A Polícia Federal (PF) tem centralizado inquéritos associados ao ex-presidente Jair Bolsonaro na Diretoria de Inteligência Policial (DIP), resultando no esvaziamento do setor encarregado de conduzir investigações em tribunais superiores.
Essa mudança desviou a principal função da diretoria de inteligência e aproximou as investigações sensíveis ao diretor-geral da corporação, o delegado Andrei Rodrigues, de acordo com membros da PF consultados pela Folha.
A DIP, que define a política de inteligência e realiza ações de contrainteligência e investigações sobre terrorismo, agora é responsável pelos inquéritos das milícias digitais, que envolvem os planos golpistas de Bolsonaro e aliados após as eleições de 2022, e a fraude no cartão de vacinação, entre outros.
A DIP também foi encarregada de investigar a hostilidade ao ministro Alexandre de Moraes, do Supremo Tribunal Federal (STF), no aeroporto de Roma, na Itália.
A PF possui uma área específica, a Coordenação de Inquéritos nos Tribunais Superiores (CINQ), para conduzir investigações que tramitam no STF. No entanto, essa coordenação está esvaziada e com poucos delegados.
Delegados consultados pela Folha afirmaram que o desvio da função da diretoria de inteligência causa desequilíbrios entre os setores da PF, diminuindo a relevância do departamento responsável pelas investigações.
A DIP, por lidar com assuntos sensíveis, fica mais próxima da direção-geral da Polícia Federal. Sua recente transformação trouxe para perto de Andrei inquéritos ligados ao golpismo.
A direção é liderada pelo delegado Rodrigo Morais, amigo de Andrei Rodrigues. Ele é conhecido por ter sido o delegado responsável pela investigação sobre o atentado a faca contra o então candidato Jair Bolsonaro, em 2018.
Em nota, a Polícia Federal afirmou que a mudança ocorreu a partir do entendimento de que normas internas permitem que “casos sensíveis pudessem tramitar na Diretoria de Inteligência Policial”.

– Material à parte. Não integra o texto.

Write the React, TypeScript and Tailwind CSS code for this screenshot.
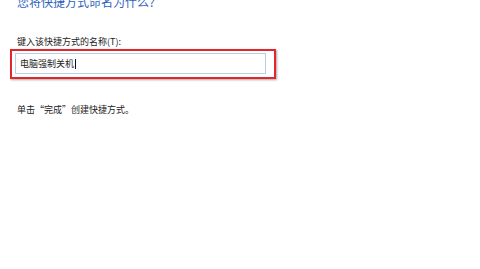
export default function App() {
  return (
    <div
      className="w-[480px] h-[269px] overflow-hidden bg-white text-[#222]"
      style={{ fontFamily: '"Microsoft YaHei", "Noto Sans CJK SC", sans-serif' }}
    >
      <h1 className="-mt-[6px] pl-[17px] h-[16px] text-[12px] leading-[16px] text-[#2c62bd]">
        您将快捷方式命名为什么?
      </h1>

      <div className="mt-[26px] pl-[17px] h-[12px] text-[9px] leading-[12px]">
        键入该快捷方式的名称(T):
      </div>

      <div className="mt-[1px] ml-[10px] w-[266px] h-[30px] border-2 border-[#e3262a] shadow-[1px_1px_2px_rgba(0,0,0,0.35)] pt-[2px] pl-[3px]">
        <div className="w-[251px] h-[21px] border border-[#b7d0e8] flex items-center pl-[4px] text-[9px] leading-[12px]">
          <span>电脑强制关机</span>
          <span className="ml-[1px] w-px h-[10px] bg-[#111]" />
        </div>
      </div>

      <div className="mt-[25px] pl-[17px] h-[12px] text-[9px] leading-[12px]">
        单击“完成”创建快捷方式。
      </div>
    </div>
  );
}
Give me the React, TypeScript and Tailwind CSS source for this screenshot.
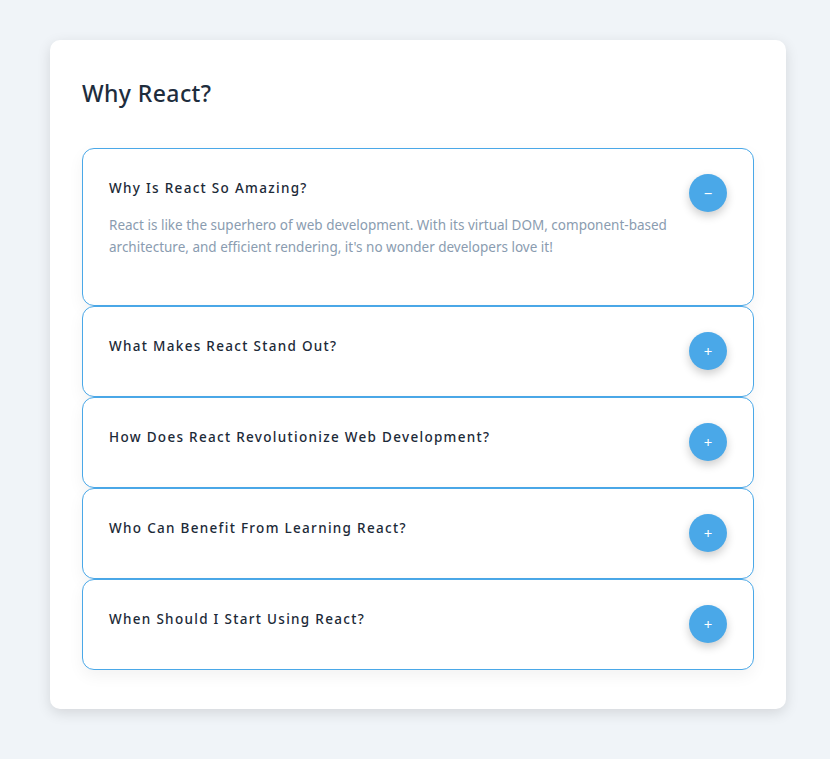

A DIP é a principal área da Polícia Federal que possui expertise e equipamentos de inteligência. Foi por meio dela que peritos e técnicos conseguiram desbloquear travas e acessar dados armazenados nas nuvens do celular do tenente-coronel Mauro Cid, ex-ajudante de ordens de Bolsonaro.
A investigação inicialmente devassou o dia a dia da Presidência da República em 2022 e, meses depois, descobriu a possível fraude no cartão de vacinação de Bolsonaro e aliados, o que motivou a prisão e posterior delação de Cid.

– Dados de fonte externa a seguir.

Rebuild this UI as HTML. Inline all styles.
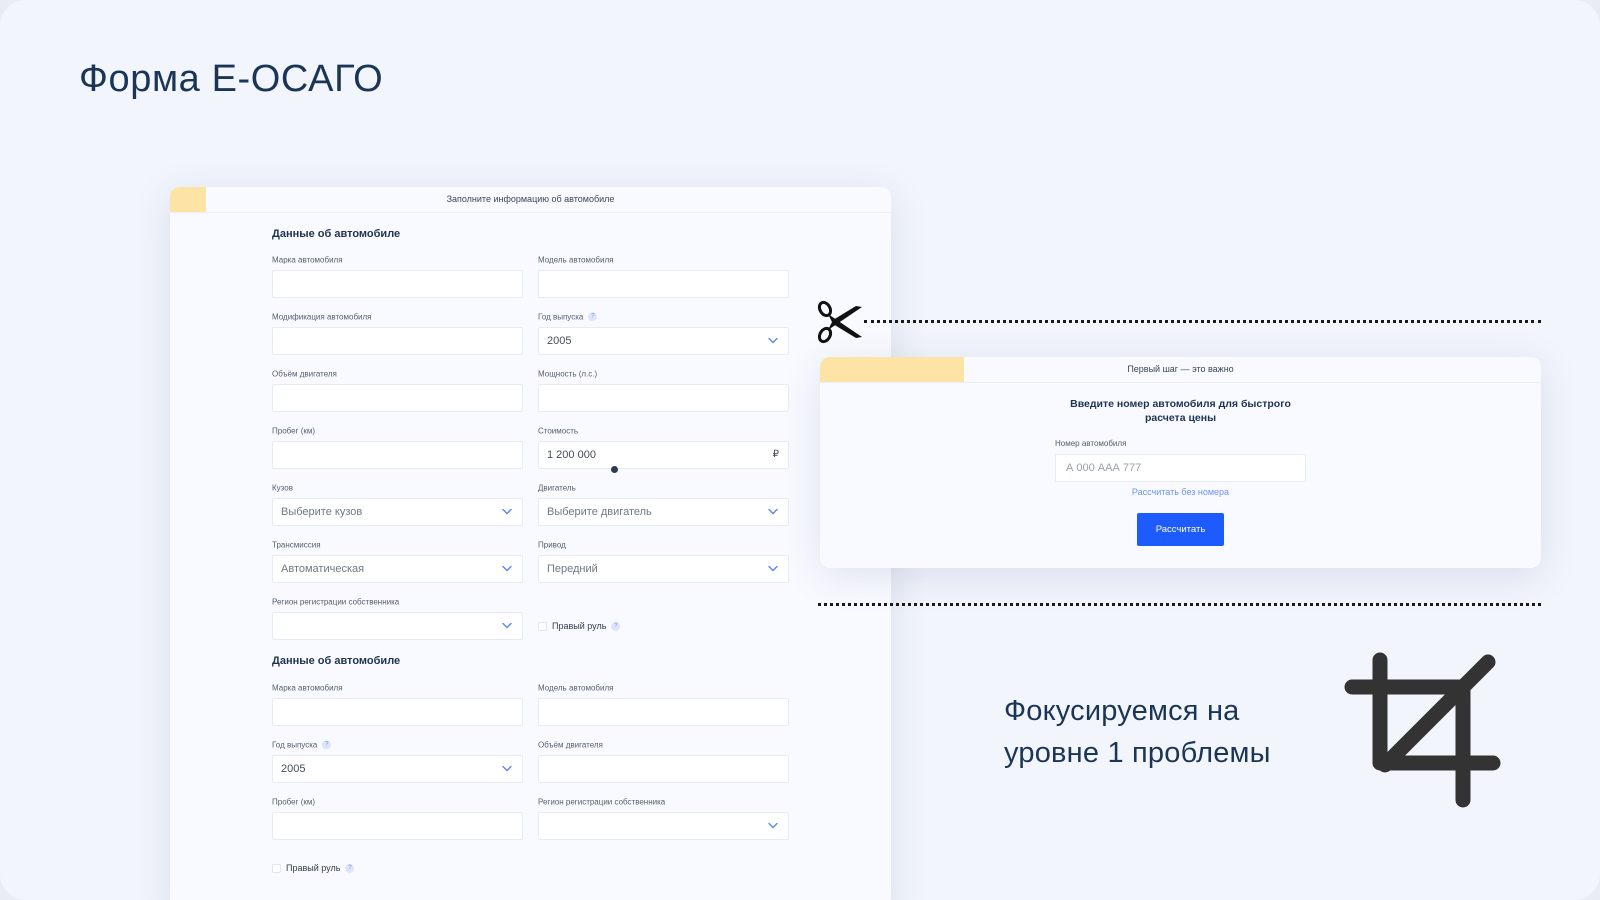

Por outro lado, no inquérito da hostilização de Moraes, o delegado Hiroshi Sakaki Araújo teve de deixar a investigação após incluir em relatório o diálogo entre Roberto Mantovani, suspeito de agredir o filho do ministro, e seu advogado —motivo de revolta na Ordem dos Advogados do Brasil (OAB).
Sakaki era do setor de contrainteligência da PF e foi substituído no inquérito pelo próprio chefe, Thiago Rezende.
As primeiras investigações sobre Bolsonaro foram para a DIP, em 2022, por acaso. A delegada Denisse Ribeiro conduzia o inquérito das milícias digitais, que tinha Bolsonaro como um dos alvos, quando precisou deixar a função para entrar em licença-maternidade.
O delegado Fabio Shor ajudava Denisse no inquérito e havia sido transferido meses antes para a diretoria de inteligência. Ele acabou escolhido para conduzir o caso. A apuração não voltou às mãos da delegada original e permaneceu na DIP.